Copy, exactly as written, the lines that begin at the one containing "Write the React, TypeScript" and end at the one containing "const [description, setDescription]". Skip any pictures in the data below.

# Records
★ ★ ★ ★ ★

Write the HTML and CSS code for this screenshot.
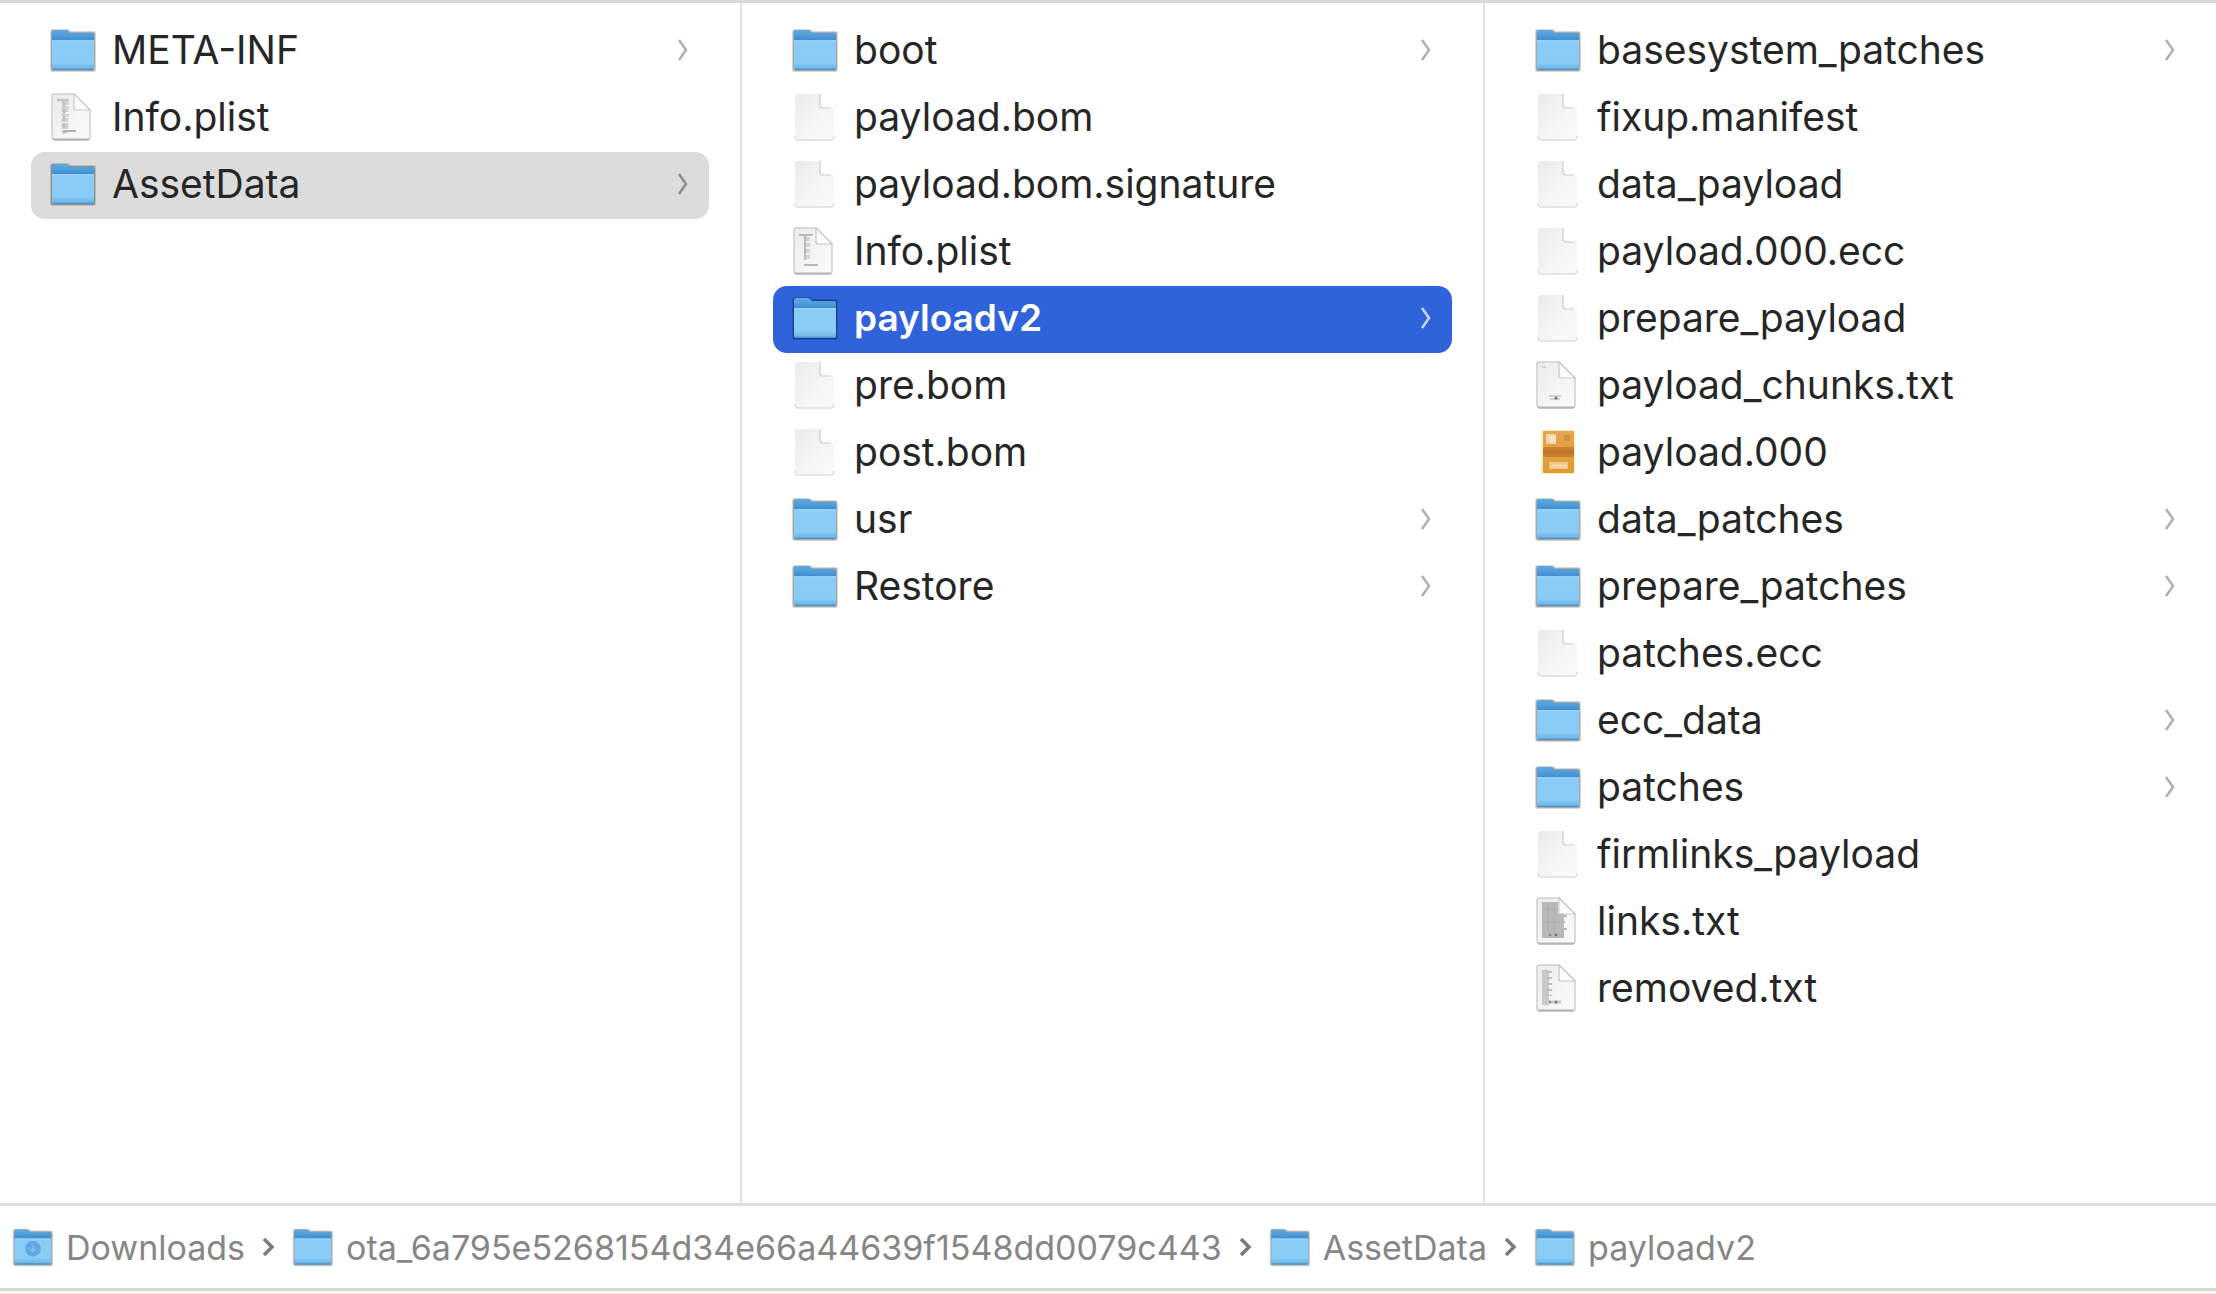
FILE: index.html
```html
<!DOCTYPE html>
<html lang="en">
<head>
<meta charset="utf-8">
<title>payloadv2</title>
<link rel="stylesheet" href="styles.css">
</head>
<body>
<svg class="sprite" aria-hidden="true">
  <defs>
    <linearGradient id="front" x1="0" y1="0" x2="0" y2="1">
      <stop offset="0" stop-color="#96d4f8"/><stop offset=".12" stop-color="#88cbf5"/><stop offset=".75" stop-color="#8accf6"/><stop offset="1" stop-color="#63b0e2"/>
    </linearGradient>
    <linearGradient id="back" x1="0" y1="0" x2="0" y2="1">
      <stop offset="0" stop-color="#5eaade"/><stop offset=".5" stop-color="#4c9ad8"/><stop offset="1" stop-color="#3a80cc"/>
    </linearGradient>
    <linearGradient id="sheet" x1="0" y1="0" x2="1" y2="1">
      <stop offset="0" stop-color="#ebebeb"/><stop offset=".6" stop-color="#f6f6f6"/><stop offset="1" stop-color="#fafafa"/>
    </linearGradient>
    <linearGradient id="box" x1="0" y1="0" x2="0" y2="1">
      <stop offset="0" stop-color="#e6a54f"/><stop offset="1" stop-color="#e19a35"/>
    </linearGradient>
    <symbol id="folder" viewBox="-1 1 48 48">
      <path d="M1 7Q1 4 4 4H18Q20 4 22 6H44Q47 6 47 9V44Q47 47 44 47H4Q1 47 1 44Z" fill="#000" opacity=".16"/>
      <path d="M2 7Q2 5 4 5H17Q19 5 21 7H44Q46 7 46 9V44Q46 46 44 46H4Q2 46 2 44Z" fill="#000" opacity=".22"/>
      <path d="M3 7Q3 5 5 5H17Q19 5 21 8H43Q45 8 45 10V18H3Z" fill="url(#back)"/>
      <path d="M3 15H45V43Q45 45 43 45H5Q3 45 3 43Z" fill="url(#front)"/>
      <path d="M4 44.300H44" stroke="#4a92c8" stroke-width="1.200"/>
    </symbol>
    <symbol id="downloads" viewBox="0 0 48 48">
      <use href="#folder" width="48" height="48"/>
      <circle cx="25" cy="26" r="9" fill="#5fa9e0"/>
      <path d="M25 22V29M22 26.500L25 29.500L28 26.500" fill="none" stroke="#79bdec" stroke-width="2"/>
    </symbol>
    <symbol id="doc" viewBox="0 0 48 48">
      <path d="M5 4Q5 1 8 1H30L44 15V44Q44 47 41 47H8Q5 47 5 44Z" fill="url(#sheet)"/>
      <path d="M5 43Q5 47 8 47H41Q44 47 44 43" fill="none" stroke="#dedede" stroke-width="1.500"/>
      <path d="M30 1L44 15H33Q30 15 30 12Z" fill="#fff"/>
      <path d="M30 1V12Q30 15 33 15H41" fill="none" stroke="#cbcbcb" stroke-width="1.200"/>
    </symbol>
    <symbol id="page" viewBox="0 0 48 48">
      <path d="M4 3Q4 1 6 1H26L42 17V44Q42 47 39 47H7Q4 47 4 44Z" fill="url(#sheet)" stroke="#cfcfcf" stroke-width="1.500"/>
      <path d="M5 46.500H41" stroke="#b4b4b4" stroke-width="2"/>
      <path d="M26 1L42 17H28Q26 17 26 15Z" fill="#fdfdfd" stroke="#c8c8c8" stroke-width="1.200"/>
    </symbol>
    <symbol id="plist-a" viewBox="0 0 48 48">
      <use href="#page" width="48" height="48"/>
      <path d="M9 7H21" stroke="#c4c4c4" stroke-width="2.500"/>
      <path d="M17 8V40" stroke="#d2d2d2" stroke-width="7" stroke-dasharray="4 1 6 2 3 1"/>
      <path d="M16 9V41" stroke="#bdbdbd" stroke-width="2" stroke-dasharray="5 2"/>
      <path d="M15 38H28" stroke="#b4b4b4" stroke-width="2"/>
    </symbol>
    <symbol id="plist-b" viewBox="0 0 48 48">
      <use href="#page" width="48" height="48"/>
      <path d="M9 8H23M15 8V33M14 38H28" fill="none" stroke="#bababa" stroke-width="2"/>
      <path d="M18 10V34" stroke="#d4d4d4" stroke-width="4" stroke-dasharray="4 2"/>
    </symbol>
    <symbol id="chunks" viewBox="0 0 48 48">
      <use href="#page" width="48" height="48"/>
      <path d="M9 6H13" stroke="#d4d4d4" stroke-width="2"/>
      <path d="M16 35H28M17 38H27" stroke="#d0d0d0" stroke-width="2"/>
      <circle cx="23" cy="37" r="1.500" fill="#6f6f6f"/>
    </symbol>
    <symbol id="links" viewBox="0 0 48 48">
      <use href="#page" width="48" height="48"/>
      <path d="M9 5H25V17H31V41H9Z" fill="#b9b9b9"/>
      <path d="M15 6V36M21 6V36M10 12H25M10 25H30" stroke="#adadad" stroke-width="1"/>
      <path d="M30 19H34M30 32H34M28 25H32" stroke="#bcbcbc" stroke-width="2"/>
      <circle cx="17" cy="38" r="1.200" fill="#888"/><circle cx="23" cy="38" r="1.500" fill="#777"/>
    </symbol>
    <symbol id="removed" viewBox="0 0 48 48">
      <use href="#page" width="48" height="48"/>
      <path d="M9 6H16V41H9Z" fill="#c9c9c9"/>
      <path d="M16 7V32" stroke="#c0c0c0" stroke-width="6" stroke-dasharray="2 4"/>
      <path d="M10 38H28" stroke="#cacaca" stroke-width="3"/>
      <circle cx="17" cy="38" r="1.200" fill="#888"/><circle cx="23" cy="38" r="1.500" fill="#777"/>
    </symbol>
    <symbol id="package" viewBox="0 0 48 48">
      <rect x="8" y="2" width="34" height="44" rx="2" fill="#fdf0b8"/>
      <rect x="10" y="3" width="31" height="42" rx="1" fill="url(#box)"/>
      <path d="M10 19H41V29H10Z" fill="#c9812f"/>
      <path d="M10 24H41" stroke="#be7528" stroke-width="4"/>
      <path d="M13 6H23V16H13Z" fill="#efd3a4"/><path d="M16 8H23V14H16Z" fill="#f2e4cb"/>
      <path d="M31 7H37V13H31Z" fill="#d1913f"/>
      <path d="M16 34H35V41H16Z" fill="#efc689"/>
      <path d="M18 38H34" stroke="#f4d8aa" stroke-width="3"/>
    </symbol>
    <symbol id="chevron" viewBox="0 0 12 24">
      <path d="M2 2L9 12L2 22" fill="none" stroke="currentColor" stroke-width="2.500"/>
    </symbol>
    <symbol id="step" viewBox="0 0 14 20">
      <path d="M3 2L11 10L3 18" fill="none" stroke="currentColor" stroke-width="3.500"/>
    </symbol>
  </defs>
</svg>

<main class="browser">
  <ul class="column">
    <li><a class="row" href="#"><svg class="icon"><use href="#folder"/></svg><span class="name">META-INF</span><svg class="chevron"><use href="#chevron"/></svg></a></li>
    <li><a class="row" href="#"><svg class="icon"><use href="#plist-a"/></svg><span class="name">Info.plist</span></a></li>
    <li><a class="row row-open" href="#"><svg class="icon"><use href="#folder"/></svg><span class="name">AssetData</span><svg class="chevron"><use href="#chevron"/></svg></a></li>
  </ul>
  <ul class="column">
    <li><a class="row" href="#"><svg class="icon"><use href="#folder"/></svg><span class="name">boot</span><svg class="chevron"><use href="#chevron"/></svg></a></li>
    <li><a class="row" href="#"><svg class="icon"><use href="#doc"/></svg><span class="name">payload.bom</span></a></li>
    <li><a class="row" href="#"><svg class="icon"><use href="#doc"/></svg><span class="name">payload.bom.signature</span></a></li>
    <li><a class="row" href="#"><svg class="icon"><use href="#plist-b"/></svg><span class="name">Info.plist</span></a></li>
    <li><a class="row row-selected" href="#" aria-current="true"><svg class="icon"><use href="#folder"/></svg><span class="name">payloadv2</span><svg class="chevron"><use href="#chevron"/></svg></a></li>
    <li><a class="row" href="#"><svg class="icon"><use href="#doc"/></svg><span class="name">pre.bom</span></a></li>
    <li><a class="row" href="#"><svg class="icon"><use href="#doc"/></svg><span class="name">post.bom</span></a></li>
    <li><a class="row" href="#"><svg class="icon"><use href="#folder"/></svg><span class="name">usr</span><svg class="chevron"><use href="#chevron"/></svg></a></li>
    <li><a class="row" href="#"><svg class="icon"><use href="#folder"/></svg><span class="name">Restore</span><svg class="chevron"><use href="#chevron"/></svg></a></li>
  </ul>
  <ul class="column column-last">
    <li><a class="row" href="#"><svg class="icon"><use href="#folder"/></svg><span class="name">basesystem_patches</span><svg class="chevron"><use href="#chevron"/></svg></a></li>
    <li><a class="row" href="#"><svg class="icon"><use href="#doc"/></svg><span class="name">fixup.manifest</span></a></li>
    <li><a class="row" href="#"><svg class="icon"><use href="#doc"/></svg><span class="name">data_payload</span></a></li>
    <li><a class="row" href="#"><svg class="icon"><use href="#doc"/></svg><span class="name">payload.000.ecc</span></a></li>
    <li><a class="row" href="#"><svg class="icon"><use href="#doc"/></svg><span class="name">prepare_payload</span></a></li>
    <li><a class="row" href="#"><svg class="icon"><use href="#chunks"/></svg><span class="name">payload_chunks.txt</span></a></li>
    <li><a class="row" href="#"><svg class="icon"><use href="#package"/></svg><span class="name">payload.000</span></a></li>
    <li><a class="row" href="#"><svg class="icon"><use href="#folder"/></svg><span class="name">data_patches</span><svg class="chevron"><use href="#chevron"/></svg></a></li>
    <li><a class="row" href="#"><svg class="icon"><use href="#folder"/></svg><span class="name">prepare_patches</span><svg class="chevron"><use href="#chevron"/></svg></a></li>
    <li><a class="row" href="#"><svg class="icon"><use href="#doc"/></svg><span class="name">patches.ecc</span></a></li>
    <li><a class="row" href="#"><svg class="icon"><use href="#folder"/></svg><span class="name">ecc_data</span><svg class="chevron"><use href="#chevron"/></svg></a></li>
    <li><a class="row" href="#"><svg class="icon"><use href="#folder"/></svg><span class="name">patches</span><svg class="chevron"><use href="#chevron"/></svg></a></li>
    <li><a class="row" href="#"><svg class="icon"><use href="#doc"/></svg><span class="name">firmlinks_payload</span></a></li>
    <li><a class="row" href="#"><svg class="icon"><use href="#links"/></svg><span class="name">links.txt</span></a></li>
    <li><a class="row" href="#"><svg class="icon"><use href="#removed"/></svg><span class="name">removed.txt</span></a></li>
  </ul>
</main>

<nav class="path" aria-label="Path">
  <a class="crumb" href="#"><svg class="crumb-icon"><use href="#downloads"/></svg>Downloads</a>
  <svg class="step"><use href="#step"/></svg>
  <a class="crumb" href="#"><svg class="crumb-icon"><use href="#folder"/></svg>ota_6a795e5268154d34e66a44639f1548dd0079c443</a>
  <svg class="step"><use href="#step"/></svg>
  <a class="crumb" href="#"><svg class="crumb-icon"><use href="#folder"/></svg>AssetData</a>
  <svg class="step"><use href="#step"/></svg>
  <a class="crumb" href="#"><svg class="crumb-icon"><use href="#folder"/></svg>payloadv2</a>
</nav>
</body>
</html>
```
FILE: styles.css
```css
* {
  box-sizing: border-box;
}

body {
  margin: 0;
  min-height: 100vh;
  display: flex;
  flex-direction: column;
  background: #fff;
  border-top: 3px solid #d9d9d9;
  border-bottom: 3px solid #fdf8f2;
  font-family: Inter, "Liberation Sans", sans-serif;
  color: #262626;
}

a {
  color: inherit;
  text-decoration: none;
}

svg {
  display: block;
  flex: none;
}

.sprite {
  position: absolute;
  width: 0;
  height: 0;
}

.browser {
  flex: 1;
  display: grid;
  grid-template-columns: 742fr 743fr 731fr;
}

.column {
  margin: 0;
  padding: 15px 31px;
  border-right: 2px solid #e2e2e2;
  list-style: none;
}

.column-last {
  padding-right: 20px;
  border-right: 0;
}

.row {
  display: flex;
  align-items: center;
  gap: 16px;
  height: 67px;
  padding: 0 20px 4px 17px;
  border-radius: 14px;
  font-size: 39px;
}

.row-open {
  background: #dcdcdc;
}

.row-selected {
  background: #2e63da;
  color: #fff;
  font-size: 37px;
  font-weight: 600;
}

.name {
  flex: 1;
  white-space: nowrap;
}

.icon {
  width: 48px;
  height: 48px;
}

.chevron {
  width: 12px;
  height: 24px;
  color: #b0b0b0;
}

.row-open .chevron {
  color: #8c8c8c;
}

.row-selected .chevron {
  color: #c9d7f7;
}

.path {
  display: flex;
  align-items: center;
  gap: 16px;
  height: 88px;
  padding: 0 11px;
  border-top: 3px solid #dedede;
  border-bottom: 3px solid #d8d8d0;
  font-size: 34px;
  color: #868686;
  white-space: nowrap;
}

.crumb {
  display: flex;
  align-items: center;
  gap: 13px;
}

.crumb-icon {
  width: 42px;
  height: 42px;
}

.step {
  width: 14px;
  height: 20px;
  color: #7a7a7a;
}
```
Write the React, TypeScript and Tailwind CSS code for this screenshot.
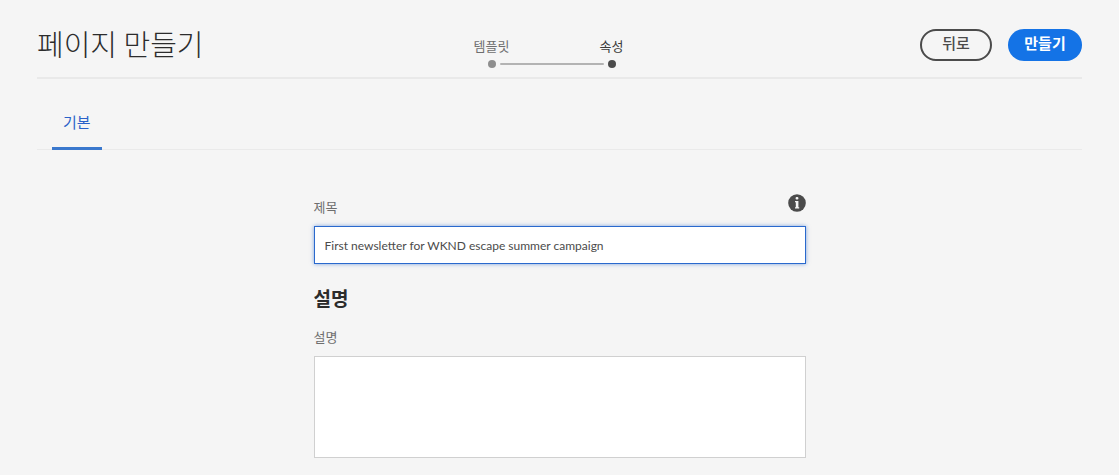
import { useState } from "react";

const steps = [
  { label: "템플릿", current: false },
  { label: "속성", current: true },
];

function InfoIcon() {
  return (
    <svg viewBox="0 0 18 18" className="size-[18px]" aria-hidden="true">
      <circle cx="9" cy="9" r="8.8" fill="#4b4b4b" />
      <rect x="7.6" y="3" width="2.8" height="2.6" rx="1" fill="#f5f5f5" />
      <path d="M7 7h3.4v6.2h.8v1.4H7v-1.4h.8V8.2H7z" fill="#f5f5f5" />
    </svg>
  );
}

export default function App() {
  const [title, setTitle] = useState("First newsletter for WKND escape summer campaign");
  const [description, setDescription] = useState("");

  return (
    <main className="min-h-screen bg-[#f5f5f5] px-[37px] pb-4 font-['Noto_Sans_CJK_KR',sans-serif] text-[#4b4b4b]">
      <header className="grid h-[79px] grid-cols-[1fr_auto_1fr] items-center border-b-2 border-[#e9e9e9] pt-3">
        <h1 className="pb-1 text-[29px] leading-8 font-light text-[#2c2c2c]">페이지 만들기</h1>
        <ol className="mr-4 flex self-end pb-[9px]">
          {steps.map((step) => (
            <li
              key={step.label}
              aria-current={step.current ? "step" : undefined}
              className="group relative flex w-[120px] flex-col items-center gap-1.5 text-[13px] leading-4 text-[#6e6e6e] aria-[current=step]:text-[#3a3a3a]"
            >
              {step.label}
              <span className="size-2 rounded-full bg-[#8e8e8e] group-aria-[current=step]:bg-[#4b4b4b]" />
              {!step.current && (
                <span className="absolute bottom-[3px] left-[68px] h-0.5 w-[104px] rounded-full bg-[#b3b3b3]" />
              )}
            </li>
          ))}
        </ol>
        <div className="flex justify-end gap-4">
          <button type="button" className="h-8 min-w-[72px] rounded-full border-2 border-[#4b4b4b] px-4 pb-1 text-[15px] leading-none font-medium">
            뒤로
          </button>
          <button type="button" className="h-8 min-w-[74px] rounded-full bg-[#1473e6] px-4 pb-1 text-[15px] leading-none font-bold text-white">
            만들기
          </button>
        </div>
      </header>

      <nav className="flex h-[71px] items-end border-b border-[#eaeaea] pl-[15px]">
        <a href="#basic" className="-mb-px border-b-3 border-[#3a78cd] px-[11px] pb-[15px] text-[15px] leading-5 text-[#2a62c9]">
          기본
        </a>
      </nav>

      <form id="basic" className="mx-auto flex w-full max-w-[492px] flex-col pt-11">
        <div className="flex h-8 items-start justify-between">
          <label htmlFor="title" className="pt-[3px] text-[13px] leading-5 text-[#6e6e6e]">
            제목
          </label>
          <button type="button" aria-label="정보">
            <InfoIcon />
          </button>
        </div>
        <input
          id="title"
          value={title}
          onChange={(e) => setTitle(e.target.value)}
          className="h-[38px] border border-[#2a69cd] bg-white px-2.5 font-[Lato,'Noto_Sans_CJK_KR',sans-serif] text-xs text-[#4b4b4b] shadow-[0_0_4px_#2a69cd99] outline-none"
        />
        <h2 className="mt-5 text-[19px] leading-7 font-bold text-[#2c2c2c]">설명</h2>
        <label htmlFor="description" className="mt-[15px] mb-[9px] text-[13px] leading-5 text-[#6e6e6e]">
          설명
        </label>
        <textarea
          id="description"
          value={description}
          onChange={(e) => setDescription(e.target.value)}
          className="h-[102px] resize-none border border-[#d0d0d0] bg-white p-2.5 text-xs outline-none"
        />
      </form>
    </main>
  );
}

★ ★ ★ ★ ★

# Response to this exercise
Write the React, TypeScript and Tailwind CSS code for this screenshot.
import { useState } from "react";

const steps = [
  { label: "템플릿", current: false },
  { label: "속성", current: true },
];

function InfoIcon() {
  return (
    <svg viewBox="0 0 18 18" className="size-[18px]" aria-hidden="true">
      <circle cx="9" cy="9" r="8.8" fill="#4b4b4b" />
      <rect x="7.6" y="3" width="2.8" height="2.6" rx="1" fill="#f5f5f5" />
      <path d="M7 7h3.4v6.2h.8v1.4H7v-1.4h.8V8.2H7z" fill="#f5f5f5" />
    </svg>
  );
}

export default function App() {
  const [title, setTitle] = useState("First newsletter for WKND escape summer campaign");
  const [description, setDescription] = useState("");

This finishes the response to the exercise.